Which makes Steve Earle's intelligent and thought provoking album Jerusalem all the more remarkable and courageous. Already receiving stick in his homeland for the track "John Walker's Blues", which deals sympathetically with the American youth captured whilst fighting for the Taliban, Earle has refused to jump prematurely to angry conclusions, but done what any decent artist ought to do in the situation, which is try to learn about Islam, and shine a light on both this "alien" culture and his own. "Ashes To Ashes" opens the album with perhaps its most un-American sentiment – an assertion of the impermanence of empires that goes against the grain of his country's imperial arrogance – before "Amerika V.6.0" offers a sardonic portrait of a once proud nation reduced to corporate venality and riven by class, wealth and racial divisions.

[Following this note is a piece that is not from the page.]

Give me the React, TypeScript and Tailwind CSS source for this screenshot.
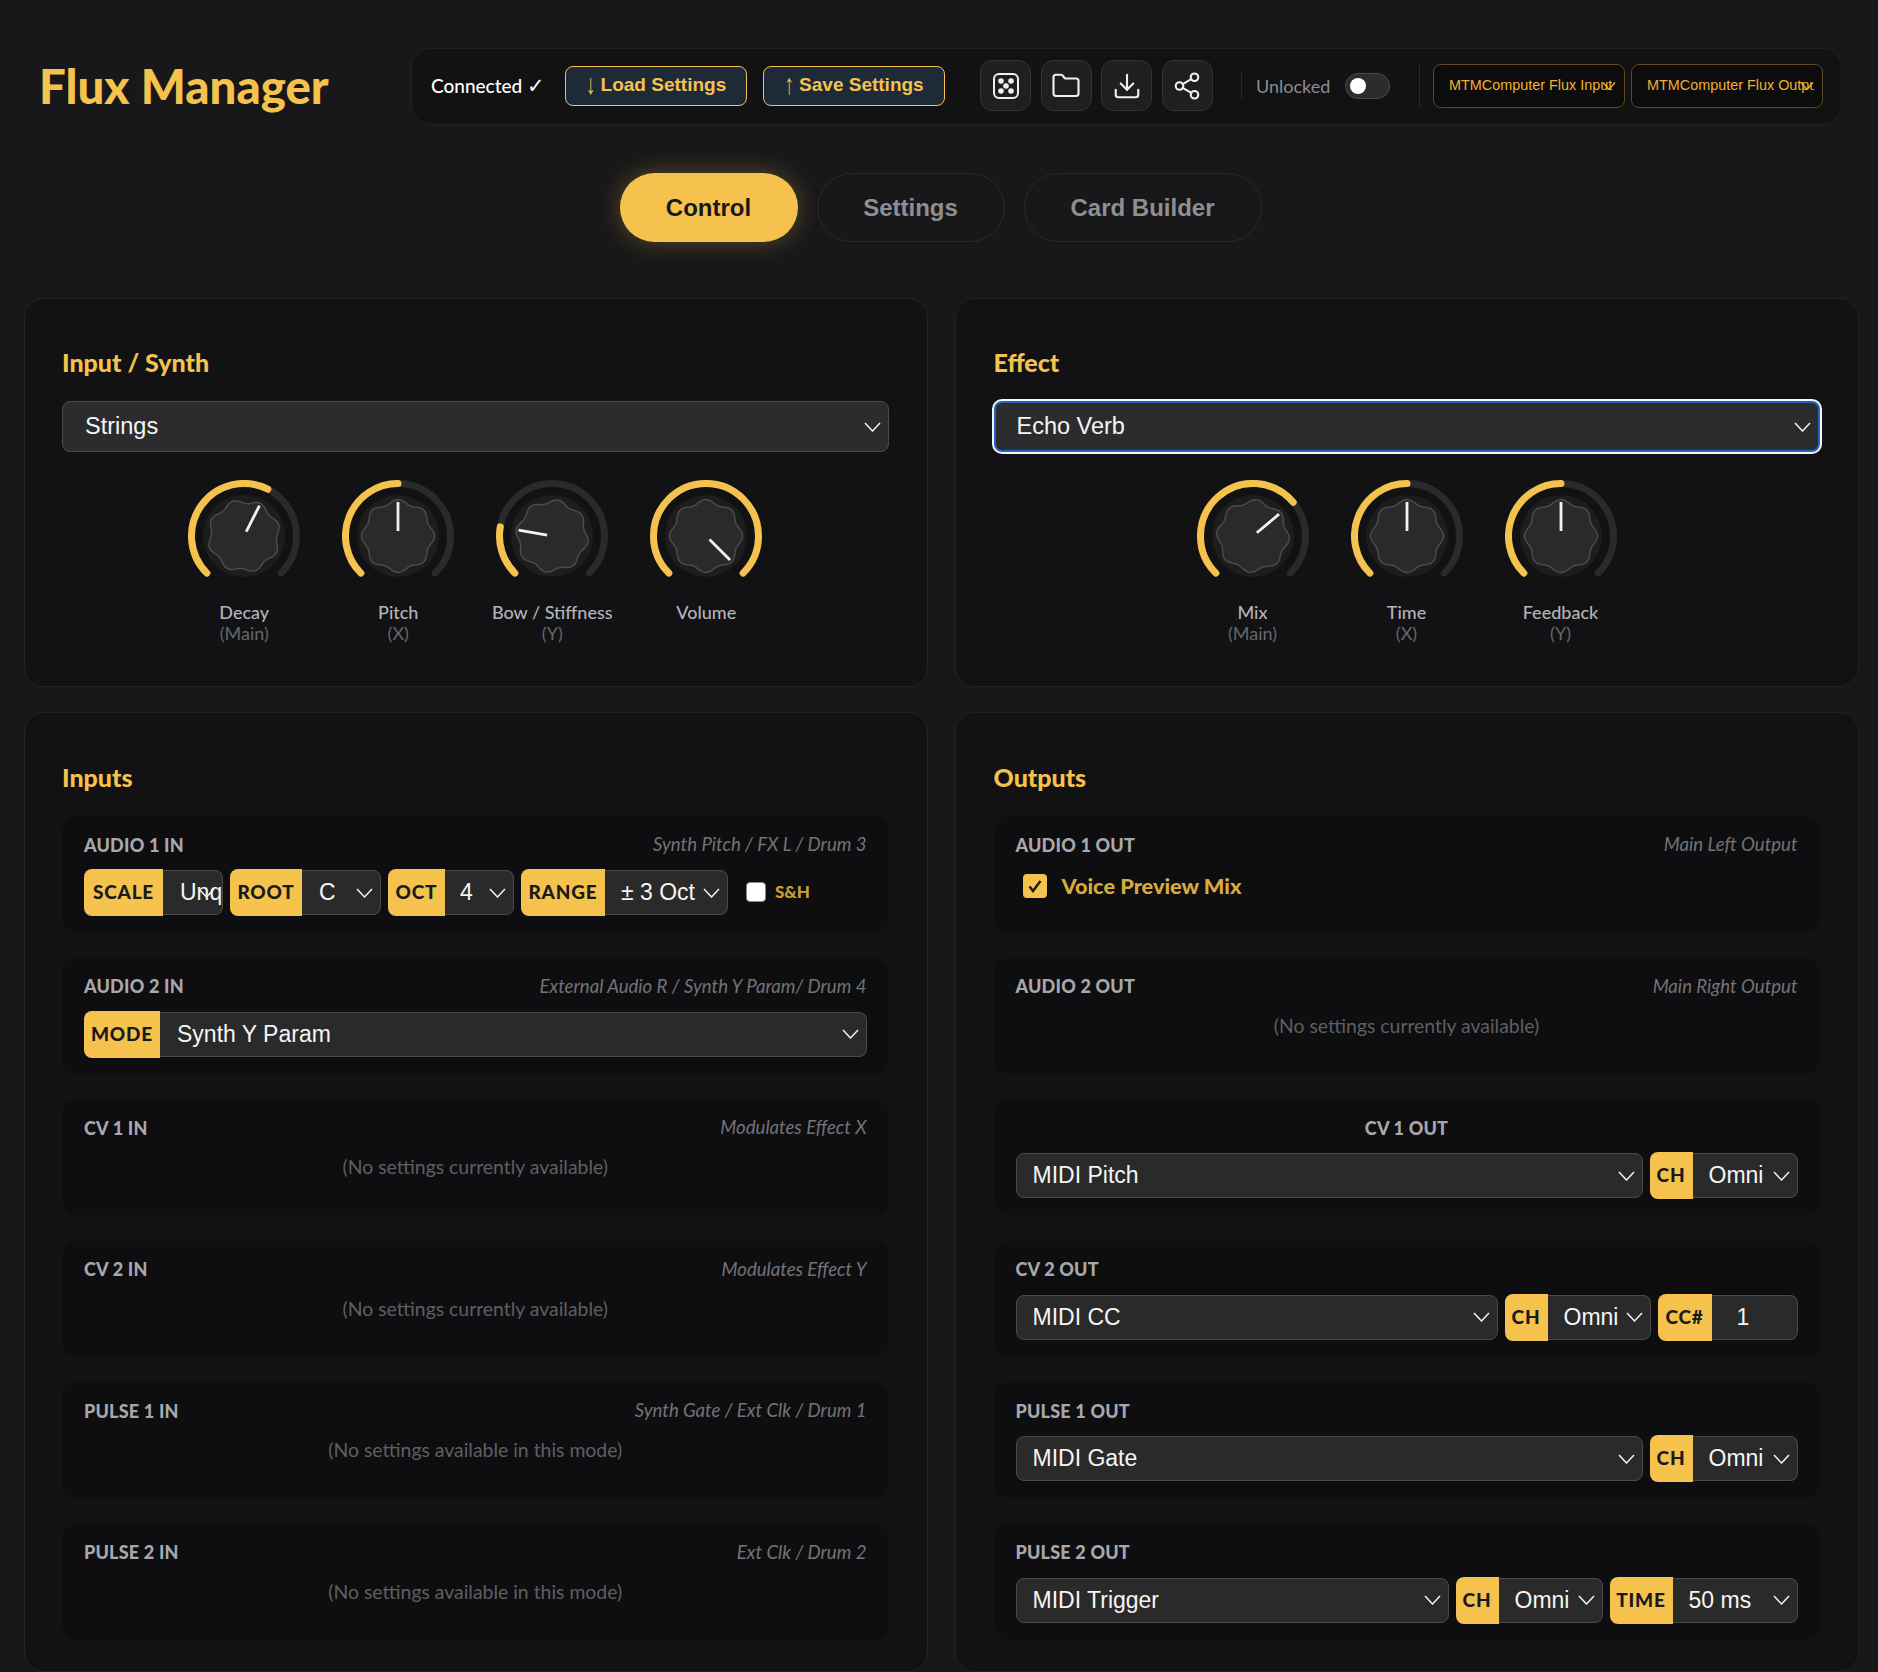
import { Download, Folder, Share2 } from 'lucide-react'

const sans = "[font-family:'Liberation_Sans',Arial,sans-serif]"

function polar(r: number, deg: number) {
  const a = ((deg - 90) * Math.PI) / 180
  return [56 + r * Math.cos(a), 56 + r * Math.sin(a)]
}

function arc(from: number, to: number) {
  const [x1, y1] = polar(52.5, from)
  const [x2, y2] = polar(52.5, to)
  return `M${x1} ${y1}A52.5 52.5 0 ${to - from > 180 ? 1 : 0} 1 ${x2} ${y2}`
}

// scalloped cap of the knob, eight lobes
const wavy = Array.from({ length: 121 }, (_, i) => {
  const deg = i * 3
  const [x, y] = polar(34.5 + 2 * Math.cos((8 * deg * Math.PI) / 180), deg)
  return `${i ? 'L' : 'M'}${x.toFixed(2)} ${y.toFixed(2)}`
}).join('') + 'Z'

function Knob({ angle, label, sub }: { angle: number; label: string; sub?: string }) {
  return (
    <div className="flex w-[130px] flex-col items-center">
      <svg width="112" height="112" viewBox="0 0 112 112">
        <path d={arc(-135, 135)} fill="none" stroke="#2a2a2c" strokeWidth="7" strokeLinecap="round" />
        <path d={arc(-135, angle)} fill="none" stroke="#f4c24d" strokeWidth="7" strokeLinecap="round" />
        <circle cx="56" cy="56" r="41" fill="#1d1d1e" />
        <g transform={`rotate(${angle} 56 56)`}>
          <path d={wavy} fill="#2a2a2c" stroke="#4b4b4d" strokeWidth="1.5" />
          <line x1="56" y1="51" x2="56" y2="22" stroke="#f2f2f2" strokeWidth="2.8" />
        </g>
      </svg>
      <div className="mt-[10px] h-[20px] text-[18px] leading-[20px] font-medium whitespace-nowrap text-[#b4b4b8]">{label}</div>
      {sub && <div className="text-[18px] leading-[22px] text-[#66666a]">{sub}</div>}
    </div>
  )
}

function Chevron({ className }: { className: string }) {
  return (
    <svg className={`absolute top-1/2 -translate-y-1/2 ${className}`} width="17" height="10" viewBox="0 0 17 10" fill="none">
      <path d="M1 1l7.5 8L16 1" stroke="#f2f2f2" strokeWidth="1.5" />
    </svg>
  )
}

function Select({ value, className = '', hideChevron }: { value: string; className?: string; hideChevron?: boolean }) {
  return (
    <div className={`relative flex h-[45px] items-center overflow-hidden border border-[#4a4a4c] bg-[#2a2a2b] text-[23px] whitespace-nowrap text-[#f5f5f5] ${sans} ${className}`}>
      {value}
      {!hideChevron && <Chevron className="right-[7px]" />}
    </div>
  )
}

function Tag({ children, className }: { children: string; className: string }) {
  return (
    <div className={`flex h-[47px] shrink-0 items-center justify-center rounded-l-lg bg-[#f4c24d] text-[19px] font-black tracking-[0.8px] text-[#1a1a1a] ${className}`}>
      {children}
    </div>
  )
}

function Row({ label, desc, center, children }: { label: string; desc?: string; center?: boolean; children?: React.ReactNode }) {
  return (
    <div className="h-[116px] rounded-2xl bg-[#0e0e10] px-[22px] pt-[18px]">
      <div className={`flex h-[22px] items-center ${center ? 'justify-center' : 'justify-between'}`}>
        <span className="text-[18px] font-black tracking-[0.2px] text-[#a8a8ac]">{label}</span>
        {desc && <span className="text-[18.6px] text-[#737377] italic">{desc}</span>}
      </div>
      {children}
    </div>
  )
}

function Controls({ children }: { children: React.ReactNode }) {
  return <div className="mt-[13px] flex h-[47px] items-center">{children}</div>
}

function Empty({ children }: { children: string }) {
  return <div className="mt-[17px] text-center text-[19.4px] leading-[22px] text-[#5f5f63]">{children}</div>
}

function IconButton({ children }: { children: React.ReactNode }) {
  return (
    <button className="flex size-[51px] items-center justify-center rounded-xl border border-[#333336] bg-[#1f1f21] text-[#f0f0f0]">
      {children}
    </button>
  )
}

function PortSelect({ value, className }: { value: string; className: string }) {
  return (
    <div className={`relative flex h-[44px] items-center rounded-lg border border-[#5c4a1e] bg-[#0c0c0d] pt-[1px] pr-[8px] pl-[15px] text-[14.4px] whitespace-nowrap text-[#f0b030] ${sans} ${className}`}>
      <span className="overflow-hidden">{value}</span>
      <svg className="absolute top-1/2 right-[8px] -translate-y-1/2" width="14" height="9" viewBox="0 0 14 9" fill="none">
        <path d="M1 1l6 7 6-7" stroke="#f0b030" strokeWidth="1.3" />
      </svg>
    </div>
  )
}

function SaveButton({ arrow, children }: { arrow: string; children: string }) {
  return (
    <button className={`h-[40px] w-[182px] rounded-lg border border-[#f4c24d] bg-[#1f2a38] text-[19px] font-bold whitespace-nowrap text-[#f4c24d] ${sans}`}>
      <span className="inline-block scale-y-150 font-normal">{arrow}</span> {children}
    </button>
  )
}

export default function App() {
  return (
    <div className="h-[1672px] overflow-hidden bg-[#18181a] pt-[48px] [font-family:Lato,sans-serif]">
      <header className="flex h-[77px] items-center pl-[39px]">
        <h1 className="mb-[1px] w-[372px] shrink-0 text-[47.4px] font-black whitespace-nowrap text-[#f4c24d]">Flux Manager</h1>
        <div className="flex h-[77px] w-[1431px] shrink-0 items-center rounded-[20px] border border-[#202023] bg-[#121214] pb-[2px] pl-[19px]">
          <span className="w-[134px] shrink-0 pt-[1px] text-[19px] font-medium text-white">
            Connected <span className="text-[21px] leading-none">✓</span>
          </span>
          <SaveButton arrow="↓">Load Settings</SaveButton>
          <div className="w-[16px] shrink-0" />
          <SaveButton arrow="↑">Save Settings</SaveButton>
          <div className="flex w-[268px] shrink-0 gap-[9.5px] pl-[35px]">
            <IconButton>
              <svg width="26" height="26" viewBox="0 0 26 26" fill="currentColor">
                <rect x="1" y="1" width="24" height="24" rx="5" fill="none" stroke="currentColor" strokeWidth="2" />
                <circle cx="8" cy="8" r="2.8" />
                <circle cx="18" cy="8" r="2.8" />
                <circle cx="13" cy="13" r="2.8" />
                <circle cx="8" cy="18" r="2.8" />
                <circle cx="18" cy="18" r="2.8" />
              </svg>
            </IconButton>
            <IconButton><Folder size={30} strokeWidth={1.7} /></IconButton>
            <IconButton><Download size={30} strokeWidth={1.7} /></IconButton>
            <IconButton><Share2 size={30} strokeWidth={1.7} /></IconButton>
          </div>
          <div className="ml-[28px] h-[26px] w-px bg-[#2a2a2d]" />
          <span className="ml-[14px] w-[89px] pt-[1px] text-[18px] text-[#8c8c90]">Unlocked</span>
          <div className="flex h-[26px] w-[45px] items-center rounded-full border border-[#4a4a4c] bg-[#2c2c2e] pl-[4px]">
            <div className="size-[16px] rounded-full bg-white" />
          </div>
          <div className="ml-[29px] h-[44px] w-px bg-[#2a2a2d]" />
          <PortSelect value="MTMComputer Flux Input" className="ml-[13px] w-[192px]" />
          <PortSelect value="MTMComputer Flux Output" className="ml-[6px] w-[192px]" />
        </div>
      </header>

      <nav className={`mt-[48px] flex justify-center gap-[19px] pl-[3px] text-[24px] font-bold ${sans}`}>
        <button className="h-[69px] w-[178px] rounded-full bg-[#f4c24d] text-[#18181a] shadow-[0_0_24px_rgba(244,194,77,0.3)]">Control</button>
        <button className="h-[69px] w-[188px] rounded-full border border-[#2a2a2d] text-[#8f8f93]">Settings</button>
        <button className="h-[69px] w-[238px] rounded-full border border-[#2a2a2d] text-[#8f8f93]">Card Builder</button>
      </nav>

      <main className="mt-[56px] grid grid-cols-[904px_904px] gap-x-[27px] gap-y-[25px] pl-[24px]">
        <section className="h-[389px] rounded-[20px] border border-[#222225] bg-[#121214] pt-[48px] pr-[38.5px] pl-[37px]">
          <h2 className="mb-[24px] h-[30px] text-[25px] leading-[30px] font-black text-[#f4c24d]">Input / Synth</h2>
          <Select value="Strings" className="h-[51px] rounded-lg pt-[1px] pl-[22px] !text-[23.5px] !bg-[#2c2c2e]" />
          <div className="mt-[28px] flex justify-center gap-[24px]">
            <Knob angle={27} label="Decay" sub="(Main)" />
            <Knob angle={0} label="Pitch" sub="(X)" />
            <Knob angle={-80} label="Bow / Stiffness" sub="(Y)" />
            <Knob angle={135} label="Volume" />
          </div>
        </section>

        <section className="h-[389px] rounded-[20px] border border-[#222225] bg-[#121214] pt-[48px] pr-[38.5px] pl-[37.5px]">
          <h2 className="mb-[24px] h-[30px] text-[25px] leading-[30px] font-black text-[#f4c24d]">Effect</h2>
          <Select value="Echo Verb" className="h-[51px] rounded-lg !border-[2px] !border-[#2563c8] pt-[1px] pl-[21px] !text-[23.5px] !bg-[#2c2c2e] shadow-[0_0_0_2px_#f5f5f5]" />
          <div className="mt-[28px] flex justify-center gap-[24px]">
            <Knob angle={50} label="Mix" sub="(Main)" />
            <Knob angle={0} label="Time" sub="(X)" />
            <Knob angle={0} label="Feedback" sub="(Y)" />
          </div>
        </section>

        <section className="h-[960px] rounded-[20px] border border-[#222225] bg-[#121214] pt-[49px] pr-[38.5px] pl-[37px]">
          <h2 className="mb-[24px] h-[30px] text-[25px] leading-[30px] font-black text-[#f4c24d]">Inputs</h2>
          <div className="flex flex-col gap-[25.5px]">
            <Row label="AUDIO 1 IN" desc="Synth Pitch / FX L / Drum 3">
              <Controls>
                <Tag className="w-[79px]">SCALE</Tag>
                <Select value="Unquantized" className="w-[60px] rounded-r-lg border-l-0 pl-[17px]" />
                <Tag className="ml-[7px] w-[72px]">ROOT</Tag>
                <Select value="C" className="w-[79px] rounded-r-lg border-l-0 pl-[17px]" />
                <Tag className="ml-[7px] w-[57px]">OCT</Tag>
                <Select value="4" className="w-[69px] rounded-r-lg border-l-0 pl-[15px]" />
                <Tag className="ml-[7px] w-[84px]">RANGE</Tag>
                <Select value="± 3 Oct" className="w-[123px] rounded-r-lg border-l-0 pl-[16px]" />
                <div className="mb-[2px] ml-[18px] size-[20px] rounded-[4px] border border-[#8a8a8a] bg-white" />
                <span className="mb-[2px] ml-[9px] text-[17px] font-black text-[#c8a030]">S&amp;H</span>
              </Controls>
            </Row>
            <Row label="AUDIO 2 IN" desc="External Audio R / Synth Y Param/ Drum 4">
              <Controls>
                <Tag className="w-[76px]">MODE</Tag>
                <Select value="Synth Y Param" className="flex-1 rounded-r-lg border-l-0 pl-[17px]" />
              </Controls>
            </Row>
            <Row label="CV 1 IN" desc="Modulates Effect X">
              <Empty>(No settings currently available)</Empty>
            </Row>
            <Row label="CV 2 IN" desc="Modulates Effect Y">
              <Empty>(No settings currently available)</Empty>
            </Row>
            <Row label="PULSE 1 IN" desc="Synth Gate / Ext Clk / Drum 1">
              <Empty>(No settings available in this mode)</Empty>
            </Row>
            <Row label="PULSE 2 IN" desc="Ext Clk / Drum 2">
              <Empty>(No settings available in this mode)</Empty>
            </Row>
          </div>
        </section>

        <section className="h-[960px] rounded-[20px] border border-[#222225] bg-[#121214] pt-[49px] pr-[38.5px] pl-[37.5px]">
          <h2 className="mb-[24px] h-[30px] text-[25px] leading-[30px] font-black text-[#f4c24d]">Outputs</h2>
          <div className="flex flex-col gap-[25.5px]">
            <Row label="AUDIO 1 OUT" desc="Main Left Output">
              <div className="mt-[18px] ml-[7px] flex h-[24px] items-center">
                <div className="flex size-[24px] items-center justify-center rounded-[4px] bg-[#f4c24d]">
                  <svg width="16" height="16" viewBox="0 0 16 16" fill="none">
                    <path d="M2.5 8.5l3.5 4.5 7.5-10" stroke="#1a1a1a" strokeWidth="2.4" />
                  </svg>
                </div>
                <span className="ml-[15px] text-[21.7px] font-black text-[#d8ab3d]">Voice Preview Mix</span>
              </div>
            </Row>
            <Row label="AUDIO 2 OUT" desc="Main Right Output">
              <Empty>(No settings currently available)</Empty>
            </Row>
            <Row label="CV 1 OUT" center>
              <Controls>
                <Select value="MIDI Pitch" className="flex-1 rounded-lg pl-[16px]" />
                <Tag className="ml-[7px] w-[43px]">CH</Tag>
                <Select value="Omni" className="w-[105px] rounded-r-lg border-l-0 pl-[16px]" />
              </Controls>
            </Row>
            <Row label="CV 2 OUT">
              <Controls>
                <Select value="MIDI CC" className="flex-1 rounded-lg pl-[16px]" />
                <Tag className="ml-[7px] w-[43px]">CH</Tag>
                <Select value="Omni" className="w-[103px] rounded-r-lg border-l-0 pl-[16px]" />
                <Tag className="ml-[7px] w-[54px]">CC#</Tag>
                <Select value="1" hideChevron className="w-[86px] rounded-r-lg border-l-0 pl-[25px]" />
              </Controls>
            </Row>
            <Row label="PULSE 1 OUT">
              <Controls>
                <Select value="MIDI Gate" className="flex-1 rounded-lg pl-[16px]" />
                <Tag className="ml-[7px] w-[43px]">CH</Tag>
                <Select value="Omni" className="w-[105px] rounded-r-lg border-l-0 pl-[16px]" />
              </Controls>
            </Row>
            <Row label="PULSE 2 OUT">
              <Controls>
                <Select value="MIDI Trigger" className="flex-1 rounded-lg pl-[16px]" />
                <Tag className="ml-[7px] w-[43px]">CH</Tag>
                <Select value="Omni" className="w-[104px] rounded-r-lg border-l-0 pl-[16px]" />
                <Tag className="ml-[7px] w-[63px]">TIME</Tag>
                <Select value="50 ms" className="w-[125px] rounded-r-lg border-l-0 pl-[16px]" />
              </Controls>
            </Row>
          </div>
        </section>
      </main>
    </div>
  )
}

Like much of the album, it's set to a gritty "Jumpin' Jack Flash" raunch that helps his ironies punch home like uppercuts, defiant and proud.

"Conspiracy Theory" muses upon the resumption of ignorance that's crept over his country since the Sixties, the chorus mocking abandoned principles: "What if you could've been there on that day in Dallas/What if you could wrestle back the hands of time/Maybe somethin' could've been done in Memphis/We wouldn't be livin' in a Dream that's died". The way in which the American Dream died is illustrated in "John Walker's Blues", which finds the protagonist adrift in what he perceives as an alien culture – "I'm just an American boy, raised on MTV/And I've seen all those kids in the soda-pop ads/But none of 'em looked like me" – and finding a purity and nobility in Islam which contrasts starkly with his own country's empty, materialist values. Not all the album is about the widening ripples of September 11, but it's all marked by the same principled, independent spirit, whether Earle's considering wanderlust, immigrants, or the hapless situation of the convict. Yet though his countrymen may attack Earle for what they regard as his anti-American attitude, few other albums will arouse as much sympathy for America.